Review Board 2.0.15


Ruby: Fixes MESI CMP directory protocol

Review Request #420 - Created Jan. 10, 2011 and submitted

Information
Nilay Vaish
gem5
default
Reviewers
Default
ali, gblack, nate, stever
Ruby: Fixes MESI CMP directory protocol
The current implementation of MESI CMP directory protocol is broken.
This patch, from Arkaprava Basu, fixes the protocol.

   
Posted (Jan. 11, 2011, 2:10 a.m.)
After you delete the commented out lines, please check it in.  I was leery of silently dropping those L1_PUTXes and I'm glad to see the L2 no longer does that.
Please delete these commented out lines
Posted (Jan. 12, 2011, 9:04 a.m.)



  
  1. I don't know why the comment went missing. I'll post the question again.
    I think the states MT_SB and MT_IB are not required. In fact, I am not 
    sure why unblock messages have to be sent out.
  2. I'm confused.  I just asked for the commented out transition to be deleted.  I'm not sure what comment you're referring to.
    
    When you say the unblock messages, I assume you are referring to the WB_acks, right?  I believe the acks need to be sent out because you want to block the L1 until it receives the acks.  Otherwise, sinking random writeback acks can be confusing and lead to several bugs, which currently this protocol definitely has.  There may be further optimizations we can make, such as removing the MT_SM and MT_IB states, as well as possibly combining L1_PUTX and L1_PUTX_old events.  However, I suggest making those optimizations in a separate patch.  In my opinion, right now the number one priority is to fix this protocol as soon as possible.  Otherwise when checked in, my series of patches will expose several bugs in the protocol and thus break the regression tester.
  3. I am confused too.
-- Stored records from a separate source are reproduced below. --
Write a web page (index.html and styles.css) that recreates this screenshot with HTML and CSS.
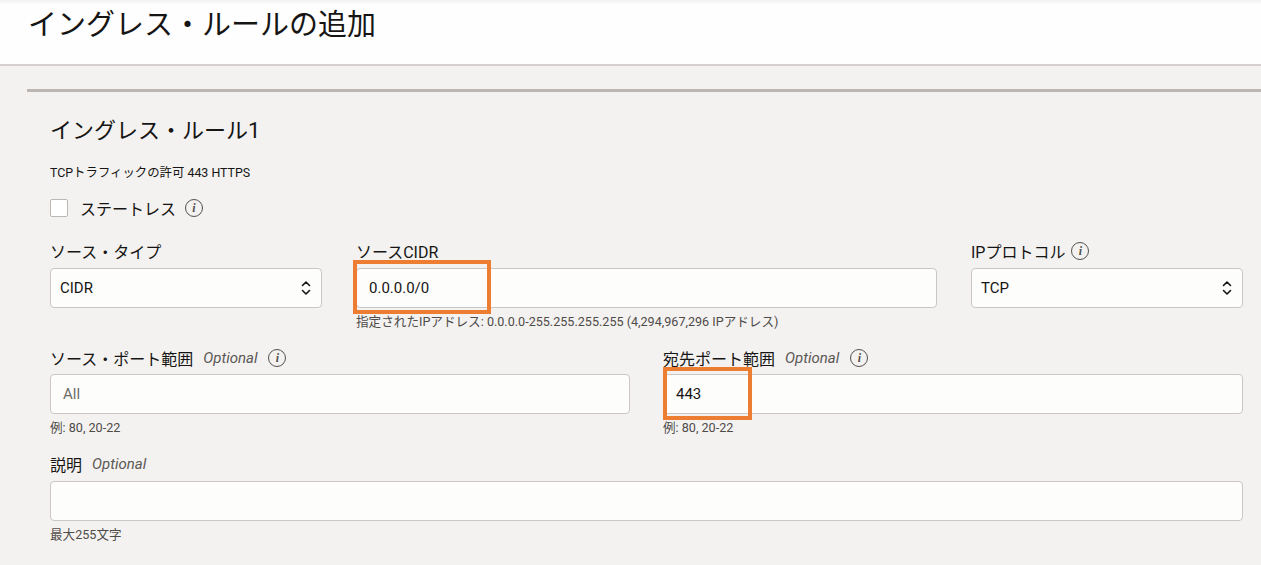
FILE: index.html
```html
<!DOCTYPE html>
<html lang="ja">
<head>
    <meta charset="UTF-8">
    <title>イングレス・ルールの追加</title>
    <link rel="stylesheet" href="styles.css">
</head>
<body>
    <header class="page-header">
        <h1>イングレス・ルールの追加</h1>
    </header>

    <section class="rule-panel">
        <h2 class="rule-title">イングレス・ルール1</h2>
        <p class="rule-desc">TCPトラフィックの許可 443 HTTPS</p>

        <label class="check-row">
            <span class="checkbox"></span>
            <span>ステートレス</span>
            <span class="info-icon">i</span>
        </label>

        <div class="row row-3">
            <div class="field">
                <div class="field-label">ソース・タイプ</div>
                <div class="control select">
                    <span>CIDR</span>
                    <svg class="chevrons" width="10" height="16" viewBox="0 0 10 16"><path d="M1.5 5.5 5 2l3.5 3.5M1.5 10.5 5 14l3.5-3.5" fill="none" stroke="#161513" stroke-width="1.6" stroke-linecap="round" stroke-linejoin="round"/></svg>
                </div>
            </div>
            <div class="field">
                <div class="field-label">ソースCIDR</div>
                <div class="control-wrap">
                    <div class="control"><span>0.0.0.0/0</span></div>
                    <div class="highlight hl-cidr"></div>
                </div>
                <div class="help">指定されたIPアドレス: 0.0.0.0-255.255.255.255 (4,294,967,296 IPアドレス)</div>
            </div>
            <div class="field">
                <div class="field-label">IPプロトコル <span class="info-icon">i</span></div>
                <div class="control select">
                    <span>TCP</span>
                    <svg class="chevrons" width="10" height="16" viewBox="0 0 10 16"><path d="M1.5 5.5 5 2l3.5 3.5M1.5 10.5 5 14l3.5-3.5" fill="none" stroke="#161513" stroke-width="1.6" stroke-linecap="round" stroke-linejoin="round"/></svg>
                </div>
            </div>
        </div>

        <div class="row row-2">
            <div class="field">
                <div class="field-label">ソース・ポート範囲 <em>Optional</em> <span class="info-icon">i</span></div>
                <div class="control"><span class="placeholder">All</span></div>
                <div class="help">例: 80, 20-22</div>
            </div>
            <div class="field">
                <div class="field-label">宛先ポート範囲 <em>Optional</em> <span class="info-icon">i</span></div>
                <div class="control-wrap">
                    <div class="control"><span>443</span></div>
                    <div class="highlight hl-port"></div>
                </div>
                <div class="help">例: 80, 20-22</div>
            </div>
        </div>

        <div class="row">
            <div class="field">
                <div class="field-label">説明 <em>Optional</em></div>
                <div class="control"></div>
                <div class="help">最大255文字</div>
            </div>
        </div>
    </section>
</body>
</html>
```

FILE: styles.css
```css
body {
    margin: 0;
    background: #f3f2f1;
    color: #161513;
    font-family: Roboto, "Noto Sans CJK JP", sans-serif;
}
.page-header {
    height: 64px;
    background: #fefefe;
    border-bottom: 2px solid #d5d0cd;
    box-shadow: inset 0 5px 5px -4px rgba(0,0,0,0.08);
}
.page-header h1 {
    margin: 0;
    padding: 5px 0 0 28px;
    font-size: 29px;
    font-weight: normal;
    line-height: 40px;
}
.rule-panel {
    margin: 23px 0 0 27px;
    border-top: 3px solid #bdb7b3;
    padding: 24px 18px 20px 23px;
}
.rule-title {
    margin: 0;
    font-size: 22px;
    font-weight: normal;
    line-height: 30px;
}
.rule-desc {
    margin: 20px 0 0;
    font-size: 12.4px;
    line-height: 14px;
}
.check-row {
    display: flex;
    align-items: center;
    gap: 12px;
    height: 24px;
    margin-top: 16px;
    font-size: 16px;
}
.checkbox {
    width: 16px;
    height: 16px;
    border: 1px solid #bdb7b3;
    border-radius: 2px;
    background: #fff;
}
.check-row .info-icon {
    margin-left: -3px;
}
.info-icon {
    display: inline-flex;
    align-items: center;
    justify-content: center;
    box-sizing: border-box;
    width: 18px;
    height: 18px;
    border: 1.5px solid #55514e;
    border-radius: 50%;
    font-family: "Liberation Serif", serif;
    font-style: italic;
    font-weight: bold;
    font-size: 12px;
    color: #55514e;
    margin-left: 6px;
}
.field-label em + .info-icon {
    margin-left: 11px;
}
.row {
    display: grid;
    gap: 33px;
    margin-top: 19px;
    align-items: start;
}
.row-3 {
    grid-template-columns: 272px 1fr 272px;
    column-gap: 34px;
    margin-top: 21px;
}
.row-2 {
    grid-template-columns: 1fr 1fr;
}
.field-label {
    display: flex;
    align-items: center;
    height: 20px;
    font-size: 16px;
    margin-bottom: 7px;
    white-space: nowrap;
}
.field-label em {
    font-size: 15px;
    color: #5b5754;
    margin-left: 10px;
}
.row-2 .field-label {
    margin-bottom: 6px;
}
.control-wrap {
    position: relative;
}
.control {
    display: flex;
    align-items: center;
    justify-content: space-between;
    box-sizing: border-box;
    height: 40px;
    padding: 0 12px;
    background: #fdfdfc;
    border: 1px solid #cbc6c3;
    border-radius: 4px;
    font-size: 15px;
}
.select {
    padding: 0 10px 0 9px;
}
.chevrons {
    display: block;
}
.placeholder {
    color: #6f6b68;
}
.help {
    margin-top: 7px;
    font-size: 12.6px;
    line-height: 14px;
    color: #4f4b48;
}
.highlight {
    position: absolute;
    border: 4px solid #ed7d31;
    box-sizing: border-box;
}
.hl-cidr {
    left: -3px;
    top: -8px;
    width: 138px;
    height: 54px;
}
.hl-port {
    left: 0;
    top: -7px;
    width: 89px;
    height: 53px;
}
```
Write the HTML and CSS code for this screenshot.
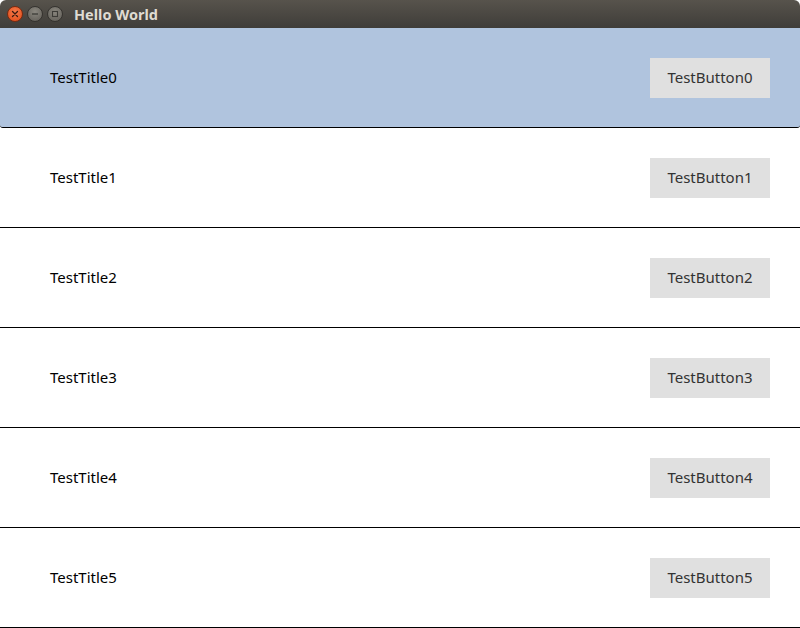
FILE: index.html
```html
<!DOCTYPE html>
<html>
<head>
<meta charset="utf-8">
<link rel="stylesheet" href="styles.css">
</head>
<body>
<div class="window">
  <div class="titlebar">
    <div class="controls">
      <span class="ctl close"><svg width="8" height="8" viewBox="0 0 8 8"><path d="M1.5 1.5L6.5 6.5M6.5 1.5L1.5 6.5" stroke="#3a1a10" stroke-width="1.3" stroke-linecap="round"/></svg></span>
      <span class="ctl"><svg width="8" height="8" viewBox="0 0 8 8"><path d="M1 4H7" stroke="#3c3b37" stroke-width="1.3"/></svg></span>
      <span class="ctl"><svg width="8" height="8" viewBox="0 0 8 8"><rect x="1.5" y="1.5" width="5" height="5" fill="none" stroke="#3c3b37" stroke-width="1.1"/></svg></span>
    </div>
    <div class="title">Hello World</div>
  </div>
  <div class="list">
    <div class="row selected"><span class="label">TestTitle0</span><span class="btn">TestButton0</span></div>
    <div class="row"><span class="label">TestTitle1</span><span class="btn">TestButton1</span></div>
    <div class="row"><span class="label">TestTitle2</span><span class="btn">TestButton2</span></div>
    <div class="row"><span class="label">TestTitle3</span><span class="btn">TestButton3</span></div>
    <div class="row"><span class="label">TestTitle4</span><span class="btn">TestButton4</span></div>
    <div class="row"><span class="label">TestTitle5</span><span class="btn">TestButton5</span></div>
  </div>
</div>
</body>
</html>
```
FILE: styles.css
```css
html, body {
  margin: 0;
  padding: 0;
  background: #ffffff;
}
body {
  font-family: "Noto Sans", "DejaVu Sans", sans-serif;
  width: 800px;
  height: 628px;
  overflow: hidden;
}
.window {
  display: flex;
  flex-direction: column;
}
.titlebar {
  height: 28px;
  background: linear-gradient(#57534c, #3f3d39);
  border-radius: 6px 6px 0 0;
  display: flex;
  align-items: center;
  box-sizing: border-box;
}
.controls {
  display: flex;
  gap: 4px;
  padding-left: 7px;
}
.ctl {
  width: 16px;
  height: 16px;
  border-radius: 50%;
  background: radial-gradient(circle at 50% 35%, #8a877f, #5e5b55);
  border: 1px solid #35332f;
  box-sizing: border-box;
  display: flex;
  align-items: center;
  justify-content: center;
}
.ctl.close {
  background: radial-gradient(circle at 50% 35%, #f5794a, #df4a16);
  border-color: #7a2a10;
}
.title {
  margin-left: 11px;
  color: #dfdbd2;
  font-weight: bold;
  font-size: 14.5px;
}
.list {
  display: flex;
  flex-direction: column;
}
.row {
  height: 100px;
  box-sizing: border-box;
  border-bottom: 1px solid #000;
  display: flex;
  align-items: center;
  justify-content: space-between;
  padding: 0 30px 0 50px;
}
.row.selected {
  background: #b0c4de;
  border-radius: 0 0 3px 3px;
}
.label {
  font-size: 15px;
  color: #000;
  padding-bottom: 2px;
}
.btn {
  width: 120px;
  height: 40px;
  box-sizing: border-box;
  padding-bottom: 2px;
  background: #e0e0e0;
  color: #333;
  font-size: 15px;
  display: flex;
  align-items: center;
  justify-content: center;
}
```
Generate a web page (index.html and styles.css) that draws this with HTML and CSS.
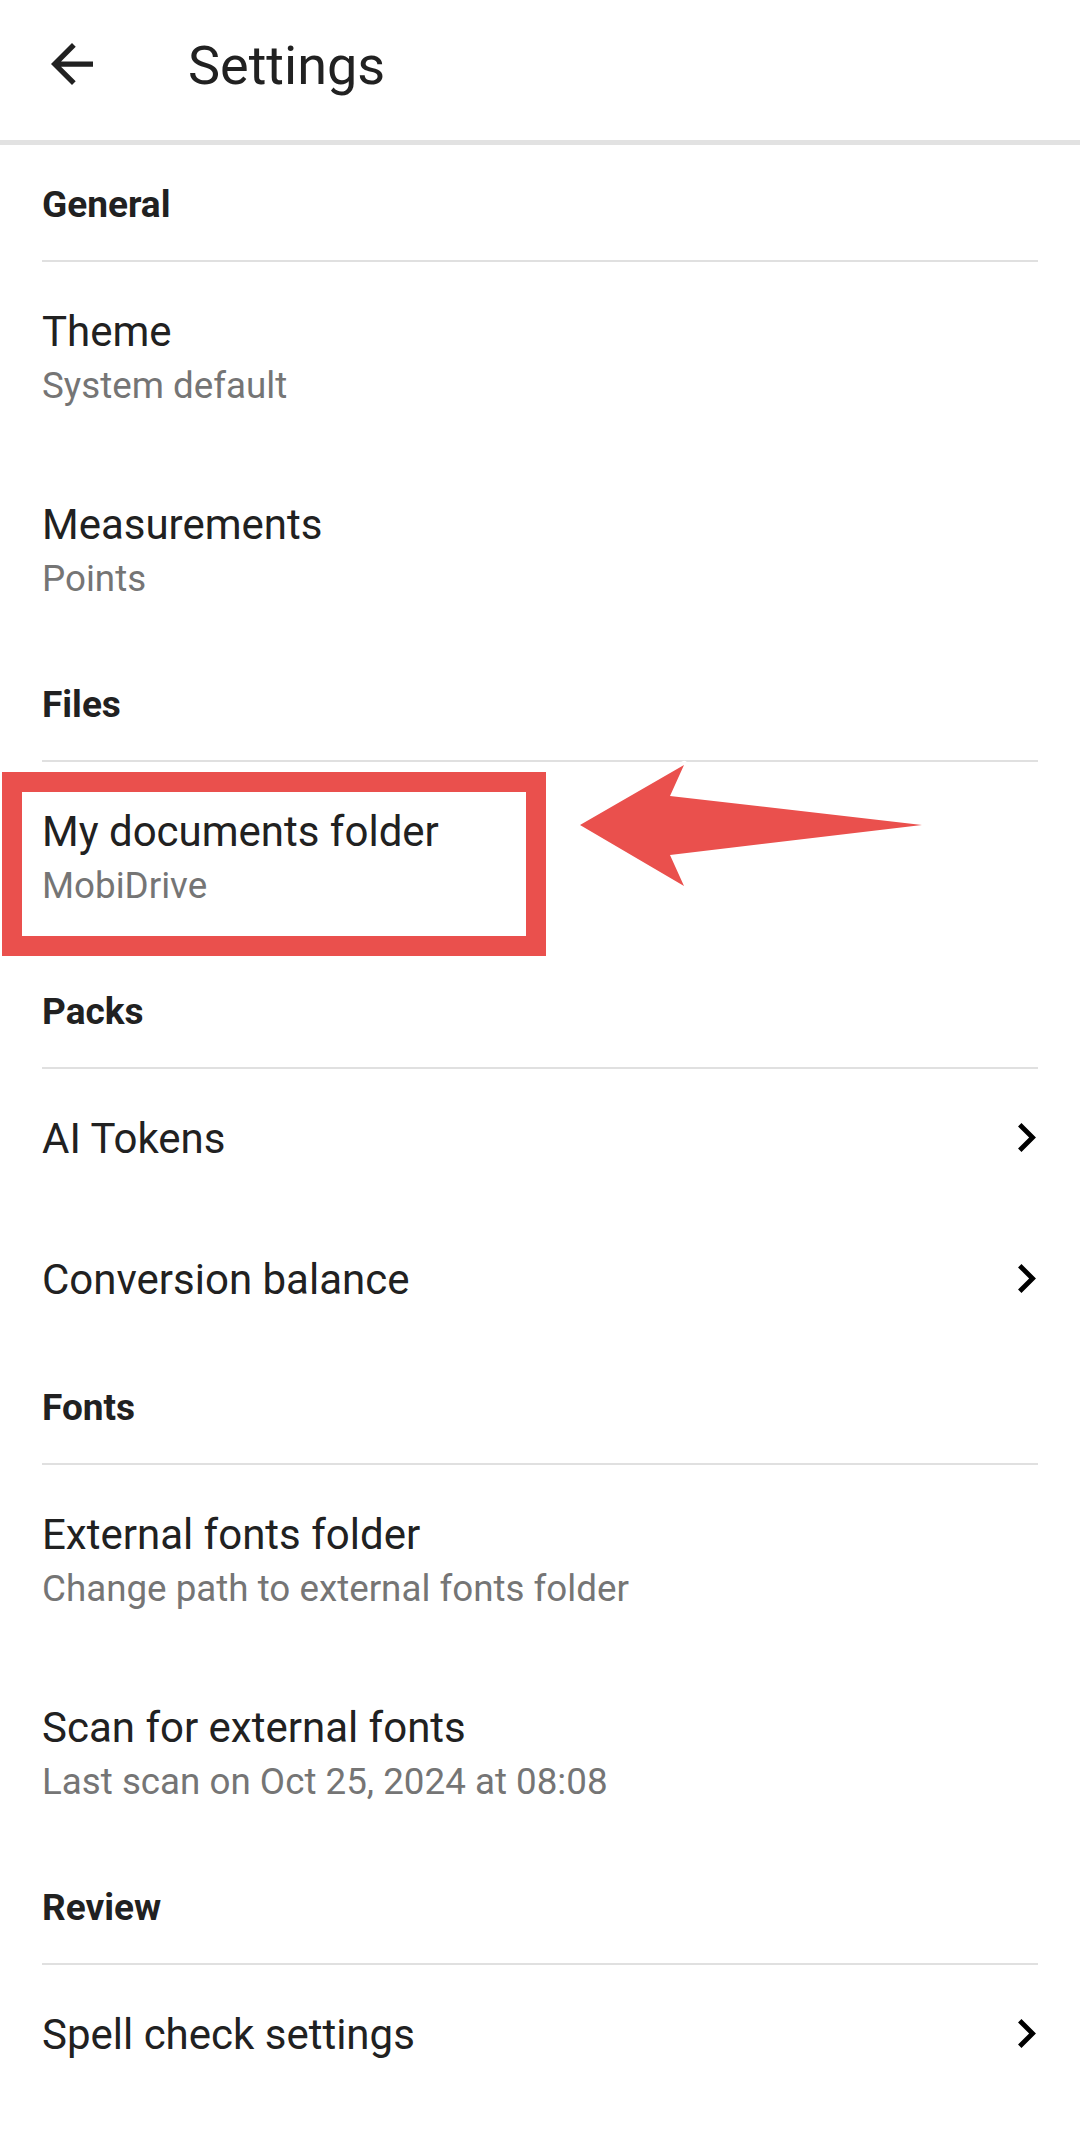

I think Nilay is talking about "UNBLOCK" messages that are sent when there is exclusive owner change for a cache block or a cache block is doing a M->S transition. In general, directory cache coherence protocols uses blocking states (in this protocol the states whose name ends with "B") to constrain amount of races as blocking helps in serializing requests. In theory you can get rid of UNBLOCKS through more transient states and/or through NACKs. 
    For this particular case that Nilay mentioned here, the MT_SB and MT_IB states are used to make sure modified data is not lost when there is coherence permission down-gradation at the exclusive owner's cache due to request from other cores. 
    I also totally agree with Brad that the purpose of this patch is to fix a broken protocol not to do optimization. And unlike MOESI_CMP_directory, this protocol is targeted to work as simple baseline protocol than highly optimized one.
    
    Thanks
    Arka     
  4. Arka's right, I was talking about those very 'UNBLOCK' messages. I
    agree this discussion is unrelated to the changes necessary for fixing
    the protocol. When I fixed the protocol, I was trying to reason why
    those states might have been added. I think the state MT_IIB makes 
    sure that the L2 cache receives the modified data from the L1 cache. Once the 
    data has been received, the L2 cache state should directly move to SS.
Posted (Jan. 13, 2011, 12:29 p.m.)
I am going to commit this patch soon. Along with the patch, I am also
thinking of updating the reference outputs for the four regression tests
done on MESI_CMP_directory. Currently, 60.rubytest fails on running the tests.